## Begin RECORDS SHOWN

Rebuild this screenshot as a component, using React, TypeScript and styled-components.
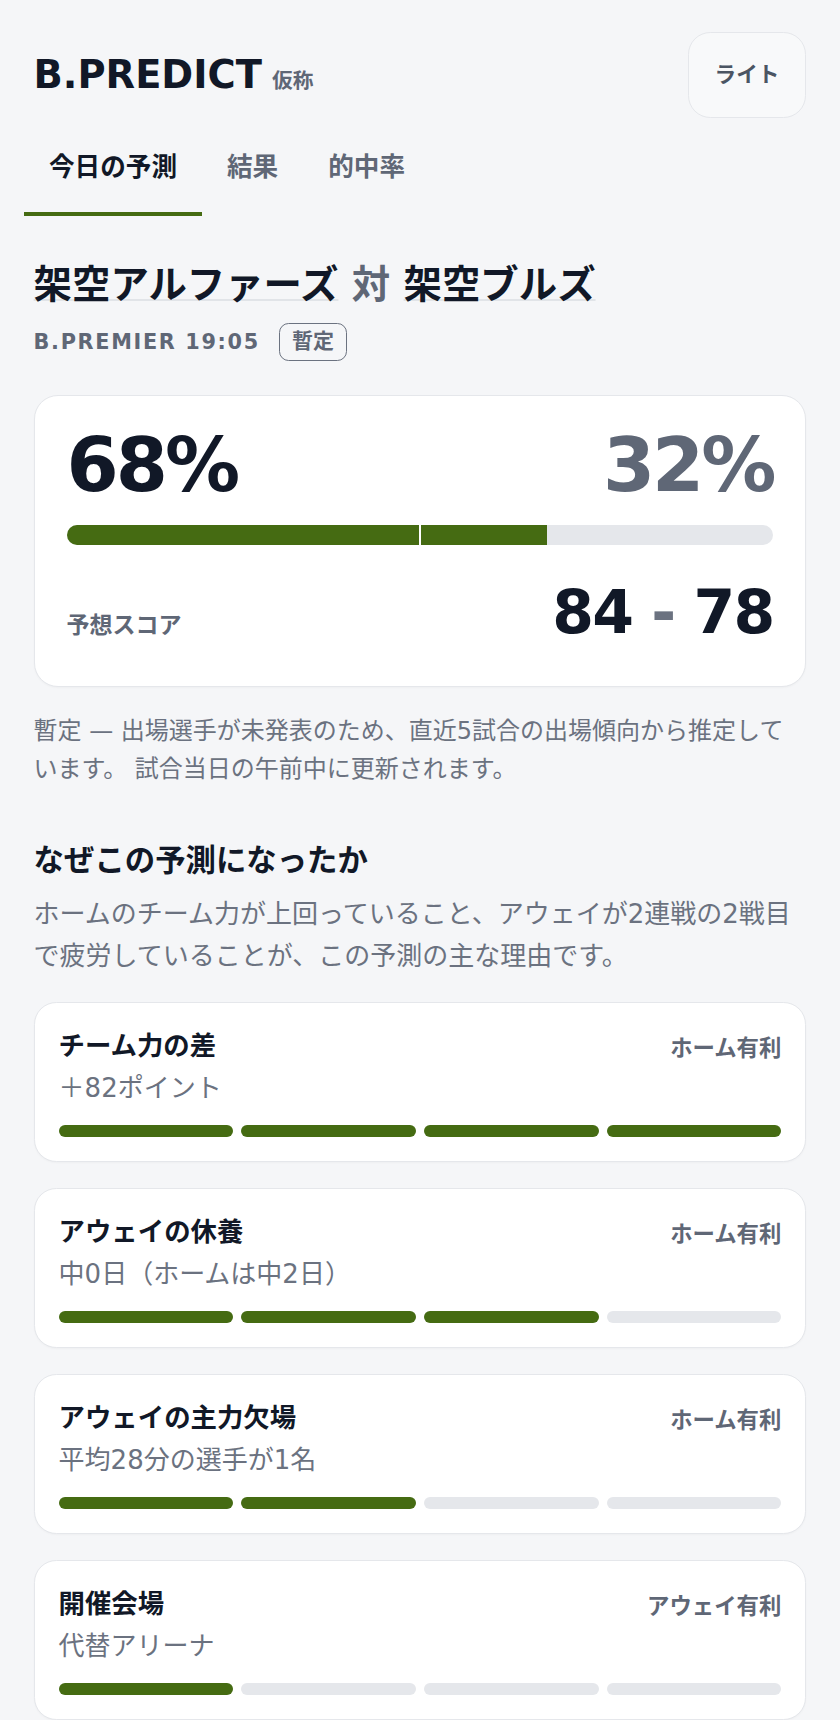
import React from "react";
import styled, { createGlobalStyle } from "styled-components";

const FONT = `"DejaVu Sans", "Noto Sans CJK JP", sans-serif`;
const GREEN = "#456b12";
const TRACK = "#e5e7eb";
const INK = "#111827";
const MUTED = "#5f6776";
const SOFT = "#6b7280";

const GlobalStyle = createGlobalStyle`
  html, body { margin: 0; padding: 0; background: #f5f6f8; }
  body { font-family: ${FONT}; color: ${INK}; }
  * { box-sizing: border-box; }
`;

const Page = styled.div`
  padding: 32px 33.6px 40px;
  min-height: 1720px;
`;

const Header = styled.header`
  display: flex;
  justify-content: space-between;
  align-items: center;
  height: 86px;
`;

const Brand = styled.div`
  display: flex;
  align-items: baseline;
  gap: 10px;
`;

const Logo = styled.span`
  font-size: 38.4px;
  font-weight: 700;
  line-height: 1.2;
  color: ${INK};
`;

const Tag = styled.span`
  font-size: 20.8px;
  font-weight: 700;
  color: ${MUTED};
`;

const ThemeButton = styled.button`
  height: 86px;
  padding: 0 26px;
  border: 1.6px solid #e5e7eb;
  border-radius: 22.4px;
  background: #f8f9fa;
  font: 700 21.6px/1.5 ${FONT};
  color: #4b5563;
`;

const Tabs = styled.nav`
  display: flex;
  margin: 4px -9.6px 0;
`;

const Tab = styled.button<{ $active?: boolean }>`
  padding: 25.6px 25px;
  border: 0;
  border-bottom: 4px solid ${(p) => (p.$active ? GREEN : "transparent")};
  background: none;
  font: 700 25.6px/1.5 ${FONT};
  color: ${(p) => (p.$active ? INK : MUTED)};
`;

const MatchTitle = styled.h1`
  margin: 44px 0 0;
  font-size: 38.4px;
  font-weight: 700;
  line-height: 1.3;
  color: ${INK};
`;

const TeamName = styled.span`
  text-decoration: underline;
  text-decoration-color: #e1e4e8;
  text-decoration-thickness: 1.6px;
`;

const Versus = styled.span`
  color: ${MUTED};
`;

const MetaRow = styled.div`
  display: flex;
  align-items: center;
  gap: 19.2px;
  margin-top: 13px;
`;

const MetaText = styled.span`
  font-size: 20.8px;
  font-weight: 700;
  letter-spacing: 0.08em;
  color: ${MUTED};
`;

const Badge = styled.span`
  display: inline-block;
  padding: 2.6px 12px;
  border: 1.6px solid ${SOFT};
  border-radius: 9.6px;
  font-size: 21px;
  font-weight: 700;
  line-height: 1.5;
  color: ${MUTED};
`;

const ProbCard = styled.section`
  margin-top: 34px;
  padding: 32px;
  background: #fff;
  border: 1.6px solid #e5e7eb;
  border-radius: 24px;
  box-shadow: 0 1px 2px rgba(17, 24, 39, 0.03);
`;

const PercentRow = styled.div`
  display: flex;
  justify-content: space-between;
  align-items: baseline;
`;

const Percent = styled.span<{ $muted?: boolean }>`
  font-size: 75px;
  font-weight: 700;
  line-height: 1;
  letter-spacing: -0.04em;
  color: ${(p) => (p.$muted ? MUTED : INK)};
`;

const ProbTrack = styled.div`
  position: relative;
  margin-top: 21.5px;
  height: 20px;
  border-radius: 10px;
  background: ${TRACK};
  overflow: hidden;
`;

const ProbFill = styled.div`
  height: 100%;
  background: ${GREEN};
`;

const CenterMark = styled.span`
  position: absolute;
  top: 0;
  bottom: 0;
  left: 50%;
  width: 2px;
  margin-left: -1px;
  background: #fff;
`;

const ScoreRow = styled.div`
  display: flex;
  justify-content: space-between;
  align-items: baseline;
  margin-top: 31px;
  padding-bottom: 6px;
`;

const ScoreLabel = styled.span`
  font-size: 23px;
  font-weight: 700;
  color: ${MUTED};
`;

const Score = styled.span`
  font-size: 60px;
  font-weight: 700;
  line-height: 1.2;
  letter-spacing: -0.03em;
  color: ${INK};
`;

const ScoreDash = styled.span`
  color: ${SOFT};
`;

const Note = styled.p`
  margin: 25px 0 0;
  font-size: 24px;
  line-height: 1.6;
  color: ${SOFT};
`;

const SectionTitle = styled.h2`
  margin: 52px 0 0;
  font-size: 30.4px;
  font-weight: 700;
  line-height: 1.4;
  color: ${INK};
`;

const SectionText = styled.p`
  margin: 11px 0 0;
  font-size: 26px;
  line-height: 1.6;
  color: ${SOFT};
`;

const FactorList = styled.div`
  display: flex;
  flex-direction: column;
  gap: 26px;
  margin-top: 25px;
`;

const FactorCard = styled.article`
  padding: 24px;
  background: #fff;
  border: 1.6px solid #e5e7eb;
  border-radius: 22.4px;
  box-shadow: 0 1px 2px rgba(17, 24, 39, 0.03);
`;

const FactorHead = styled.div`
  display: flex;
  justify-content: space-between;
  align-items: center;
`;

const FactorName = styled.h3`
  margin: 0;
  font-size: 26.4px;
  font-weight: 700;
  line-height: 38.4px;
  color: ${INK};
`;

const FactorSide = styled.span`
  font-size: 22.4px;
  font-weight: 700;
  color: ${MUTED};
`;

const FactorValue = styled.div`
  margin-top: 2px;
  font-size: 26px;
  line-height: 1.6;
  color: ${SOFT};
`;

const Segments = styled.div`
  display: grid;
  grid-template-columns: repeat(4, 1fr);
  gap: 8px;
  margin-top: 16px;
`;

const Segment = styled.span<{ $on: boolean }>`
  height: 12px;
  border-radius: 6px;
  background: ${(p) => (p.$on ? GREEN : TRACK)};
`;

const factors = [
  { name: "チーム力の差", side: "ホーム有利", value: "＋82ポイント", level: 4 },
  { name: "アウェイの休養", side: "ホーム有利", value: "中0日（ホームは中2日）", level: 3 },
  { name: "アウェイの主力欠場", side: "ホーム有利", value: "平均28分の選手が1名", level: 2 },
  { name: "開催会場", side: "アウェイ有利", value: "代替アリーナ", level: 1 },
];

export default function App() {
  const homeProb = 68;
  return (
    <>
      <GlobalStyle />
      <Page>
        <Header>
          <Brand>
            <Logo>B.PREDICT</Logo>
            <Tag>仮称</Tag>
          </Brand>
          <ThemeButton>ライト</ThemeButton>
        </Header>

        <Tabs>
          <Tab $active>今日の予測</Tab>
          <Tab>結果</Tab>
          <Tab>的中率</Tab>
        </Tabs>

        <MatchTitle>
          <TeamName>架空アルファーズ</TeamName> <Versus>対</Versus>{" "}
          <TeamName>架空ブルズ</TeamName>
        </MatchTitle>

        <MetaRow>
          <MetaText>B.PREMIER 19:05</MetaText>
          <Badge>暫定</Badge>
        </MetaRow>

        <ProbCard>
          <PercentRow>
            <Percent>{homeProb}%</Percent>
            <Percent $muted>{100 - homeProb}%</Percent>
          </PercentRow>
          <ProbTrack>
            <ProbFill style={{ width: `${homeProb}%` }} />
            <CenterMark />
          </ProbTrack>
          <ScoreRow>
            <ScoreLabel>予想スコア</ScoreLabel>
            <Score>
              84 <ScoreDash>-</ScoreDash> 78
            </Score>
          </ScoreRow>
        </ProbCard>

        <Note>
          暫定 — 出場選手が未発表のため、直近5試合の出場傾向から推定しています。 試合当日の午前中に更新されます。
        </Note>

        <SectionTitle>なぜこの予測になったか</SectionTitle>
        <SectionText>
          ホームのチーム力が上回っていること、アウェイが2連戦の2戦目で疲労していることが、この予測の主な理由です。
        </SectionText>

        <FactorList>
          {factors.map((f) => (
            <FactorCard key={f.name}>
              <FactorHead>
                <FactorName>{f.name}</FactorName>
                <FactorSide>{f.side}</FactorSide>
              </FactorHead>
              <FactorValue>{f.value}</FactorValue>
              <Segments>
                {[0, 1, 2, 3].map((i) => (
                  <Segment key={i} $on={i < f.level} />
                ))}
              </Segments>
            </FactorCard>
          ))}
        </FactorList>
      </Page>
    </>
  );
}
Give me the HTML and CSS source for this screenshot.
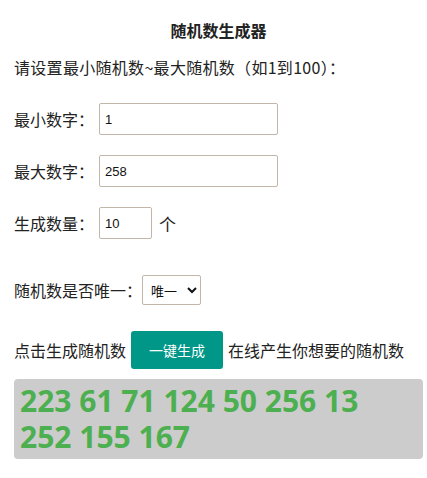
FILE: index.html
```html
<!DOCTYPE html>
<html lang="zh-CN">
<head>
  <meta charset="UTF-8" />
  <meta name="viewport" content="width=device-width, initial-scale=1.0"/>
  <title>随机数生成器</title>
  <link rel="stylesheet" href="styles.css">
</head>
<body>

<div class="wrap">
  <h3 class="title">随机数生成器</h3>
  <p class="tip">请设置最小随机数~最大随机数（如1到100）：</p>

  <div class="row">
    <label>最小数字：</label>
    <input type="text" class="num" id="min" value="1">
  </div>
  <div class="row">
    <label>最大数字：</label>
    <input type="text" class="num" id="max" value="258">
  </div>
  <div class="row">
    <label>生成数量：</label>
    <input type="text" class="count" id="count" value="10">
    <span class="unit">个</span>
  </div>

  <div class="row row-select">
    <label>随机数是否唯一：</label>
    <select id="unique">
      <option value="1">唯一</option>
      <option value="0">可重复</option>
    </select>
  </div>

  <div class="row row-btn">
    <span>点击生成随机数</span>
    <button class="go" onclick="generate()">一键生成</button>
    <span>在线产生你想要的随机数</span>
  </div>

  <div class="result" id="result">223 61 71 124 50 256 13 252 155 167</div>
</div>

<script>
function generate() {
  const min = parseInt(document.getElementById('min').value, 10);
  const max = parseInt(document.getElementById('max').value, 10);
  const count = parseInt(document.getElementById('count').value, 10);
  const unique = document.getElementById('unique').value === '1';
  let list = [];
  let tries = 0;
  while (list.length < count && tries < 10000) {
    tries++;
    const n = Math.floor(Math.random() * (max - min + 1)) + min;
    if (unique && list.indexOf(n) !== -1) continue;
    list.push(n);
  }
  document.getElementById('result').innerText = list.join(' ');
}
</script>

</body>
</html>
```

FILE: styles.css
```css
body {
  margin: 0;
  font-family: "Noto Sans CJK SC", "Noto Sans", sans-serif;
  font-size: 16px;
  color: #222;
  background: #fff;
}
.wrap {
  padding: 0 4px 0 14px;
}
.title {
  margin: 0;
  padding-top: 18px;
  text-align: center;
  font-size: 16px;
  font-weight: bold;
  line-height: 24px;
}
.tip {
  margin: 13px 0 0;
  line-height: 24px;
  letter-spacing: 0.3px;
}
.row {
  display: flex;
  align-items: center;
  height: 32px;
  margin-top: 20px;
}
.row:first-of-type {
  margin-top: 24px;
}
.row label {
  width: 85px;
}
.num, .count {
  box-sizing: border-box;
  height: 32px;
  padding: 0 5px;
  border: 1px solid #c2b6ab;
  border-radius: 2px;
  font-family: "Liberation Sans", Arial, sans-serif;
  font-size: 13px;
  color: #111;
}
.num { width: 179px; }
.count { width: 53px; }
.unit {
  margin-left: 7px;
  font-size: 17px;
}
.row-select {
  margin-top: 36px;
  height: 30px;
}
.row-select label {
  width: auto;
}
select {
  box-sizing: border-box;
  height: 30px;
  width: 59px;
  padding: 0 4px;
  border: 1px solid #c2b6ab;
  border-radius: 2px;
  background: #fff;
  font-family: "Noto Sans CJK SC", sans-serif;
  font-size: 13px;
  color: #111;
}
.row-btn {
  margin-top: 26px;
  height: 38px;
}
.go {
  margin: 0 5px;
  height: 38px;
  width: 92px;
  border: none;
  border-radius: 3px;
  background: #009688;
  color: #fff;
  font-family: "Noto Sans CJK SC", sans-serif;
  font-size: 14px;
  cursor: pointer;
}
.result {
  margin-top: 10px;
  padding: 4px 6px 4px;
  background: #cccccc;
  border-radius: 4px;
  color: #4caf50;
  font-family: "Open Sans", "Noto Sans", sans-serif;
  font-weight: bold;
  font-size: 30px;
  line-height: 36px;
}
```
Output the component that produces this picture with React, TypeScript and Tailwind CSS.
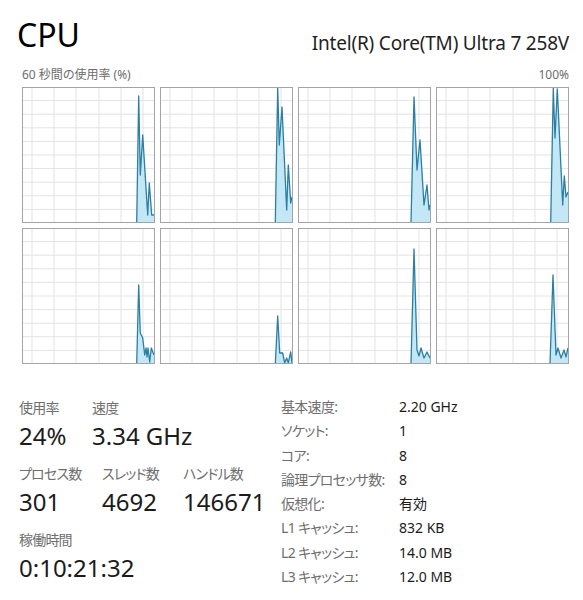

## End RECORDS SHOWN

Scan the material for lines with the word "screenshot", and copy each line you find.

Rebuild this screenshot as a component, using React, TypeScript and styled-components.
Give me the HTML and CSS source for this screenshot.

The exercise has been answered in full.